Old-school parenting expert John Rosemond takes on the newfangled neurological diagnosis “Sensory Processing Disorder” in this week’s column. Rosemond, who is generally against the trend to turn every little behavioral inconvenience into an acronymed medical condition, reports on a child who was officially diagnosed with this disorder because, in part, she didn’t like her underpants. The good doctor instead diagnosed a case of ‘defiance’, and prescribed a fuss- and distraction-free bedroom environment in which the child was required to stay until she was dressed in whatever she wanted to wear.
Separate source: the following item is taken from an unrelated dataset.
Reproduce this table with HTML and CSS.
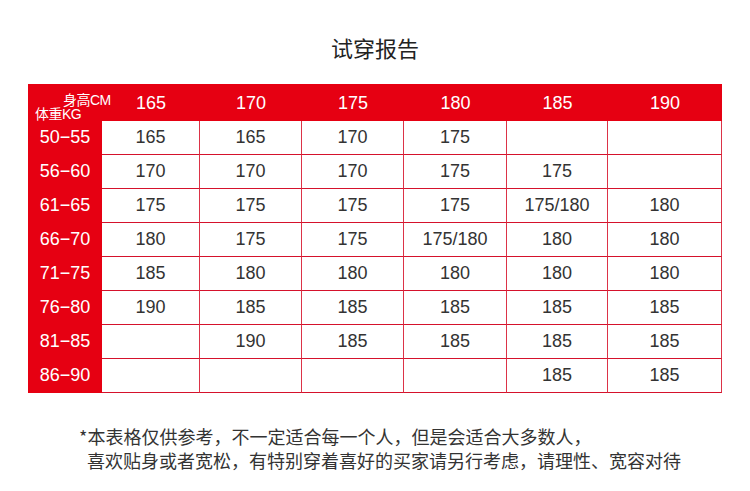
FILE: index.html
```html
<!DOCTYPE html>
<html lang="zh-CN">
<head>
<meta charset="utf-8">
<title>试穿报告</title>
<link rel="stylesheet" href="styles.css">
</head>
<body>
<h1 class="title">试穿报告</h1>
<div class="chart">
  <div class="corner">
    <span class="corner-top">身高CM</span>
    <span class="corner-bottom">体重KG</span>
  </div>
  <div class="head">165</div>
  <div class="head">170</div>
  <div class="head">175</div>
  <div class="head">180</div>
  <div class="head">185</div>
  <div class="head">190</div>

  <div class="label">50−55</div>
  <div class="cell">165</div><div class="cell">165</div><div class="cell">170</div><div class="cell">175</div><div class="cell"></div><div class="cell"></div>

  <div class="label">56−60</div>
  <div class="cell">170</div><div class="cell">170</div><div class="cell">170</div><div class="cell">175</div><div class="cell">175</div><div class="cell"></div>

  <div class="label">61−65</div>
  <div class="cell">175</div><div class="cell">175</div><div class="cell">175</div><div class="cell">175</div><div class="cell">175/180</div><div class="cell">180</div>

  <div class="label">66−70</div>
  <div class="cell">180</div><div class="cell">175</div><div class="cell">175</div><div class="cell">175/180</div><div class="cell">180</div><div class="cell">180</div>

  <div class="label">71−75</div>
  <div class="cell">185</div><div class="cell">180</div><div class="cell">180</div><div class="cell">180</div><div class="cell">180</div><div class="cell">180</div>

  <div class="label">76−80</div>
  <div class="cell">190</div><div class="cell">185</div><div class="cell">185</div><div class="cell">185</div><div class="cell">185</div><div class="cell">185</div>

  <div class="label">81−85</div>
  <div class="cell"></div><div class="cell">190</div><div class="cell">185</div><div class="cell">185</div><div class="cell">185</div><div class="cell">185</div>

  <div class="label">86−90</div>
  <div class="cell"></div><div class="cell"></div><div class="cell"></div><div class="cell"></div><div class="cell">185</div><div class="cell">185</div>
</div>
<div class="note">
  <p class="note-line">*本表格仅供参考，不一定适合每一个人，但是会适合大多数人，</p>
  <p class="note-line indent">喜欢贴身或者宽松，有特别穿着喜好的买家请另行考虑，请理性、宽容对待</p>
</div>
</body>
</html>
```
FILE: styles.css
```css
html, body {
  margin: 0;
  padding: 0;
  background: #ffffff;
}
body {
  width: 750px;
  height: 491px;
  overflow: hidden;
  font-family: "Liberation Sans", "Noto Sans CJK SC", sans-serif;
  color: #333333;
}
.title {
  margin: 32px 0 0 0;
  font-family: "Noto Sans CJK SC", sans-serif;
  font-weight: 400;
  font-size: 22px;
  line-height: 30px;
  text-align: center;
  color: #222222;
}
.chart {
  margin: 22px 0 0 28px;
  width: 694px;
  display: grid;
  grid-template-columns: 74px 98px 102px 102px 103px 101px 114px;
  grid-template-rows: 37px repeat(8, 34px);
}
.corner {
  position: relative;
  z-index: 1;
  background: #e60012;
  color: #ffffff;
  display: flex;
  flex-direction: column;
  padding: 9px 0 0 7px;
  box-sizing: border-box;
  font-size: 14px;
  line-height: 14px;
  white-space: nowrap;
  letter-spacing: -0.5px;
}
.corner-top {
  margin-left: 28px;
}
.head {
  background: #e60012;
  color: #ffffff;
  font-size: 18px;
  display: flex;
  align-items: center;
  justify-content: center;
  padding-top: 2px;
}
.label {
  background: #e60012;
  color: #ffffff;
  font-size: 18px;
  display: flex;
  align-items: center;
  justify-content: center;
  padding-bottom: 2px;
  box-sizing: border-box;
}
.cell {
  box-sizing: border-box;
  border-right: 1px solid #dc3347;
  border-bottom: 1px solid #d5122c;
  font-size: 18px;
  display: flex;
  align-items: center;
  justify-content: center;
  color: #333333;
}
.note {
  margin: 31px 0 0 79px;
  font-family: "Noto Sans CJK SC", sans-serif;
  font-size: 18px;
  line-height: 24px;
  color: #333333;
}
.note-line {
  margin: 0;
  white-space: nowrap;
}
.indent {
  padding-left: 8px;
}
```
Two weeks later, I received the following email from Mom: ‘The very first morning, (daughter) reminded us to remove her sleep toys so she could get dressed. She then put on underwear and clothes and came out for breakfast. She has done this with no tantrums or requests for help since we began two weeks ago.’
At this writing, it’s been five weeks since this little girl complained of her clothes not feeling right.
Like Rosemond, I am neither qualified nor prepared to pronounce definitively on the existence of a neurological disorder in sensory processing. Just as I have only personal observation, anecdata and cherry-picked social-psychological theory with which to doubt the neurological foundations of many cases of ‘attention deficit disorder’. It is my general impression that all but the extreme fringes of the survivable human input-output spectrum respond adequately to well-modulated social interaction (that’s what they’re built for, after all) and learned behavior. I do however think that there’s a certain practical value to the current trend of medical diagnoses, since they offer access to some very powerful social experiences.
In any event, what struck me about the little girl’s story was how familiar it was. Distraction-proofing the work environment, putting her in charge of her own process, while creating performance accountability, is exactly how I finally got my dissertation done after several years of fairly creative stalling. It’s also how I get stacks of student papers graded nowadays.
This is also a pretty good model for education and other independent or independentable performances, I think, which means that in a roundabout way I am agreeing with much of what John Doyle says in his current series of posts on educational reform, e.g. “Stop Paying Professors to Teach.”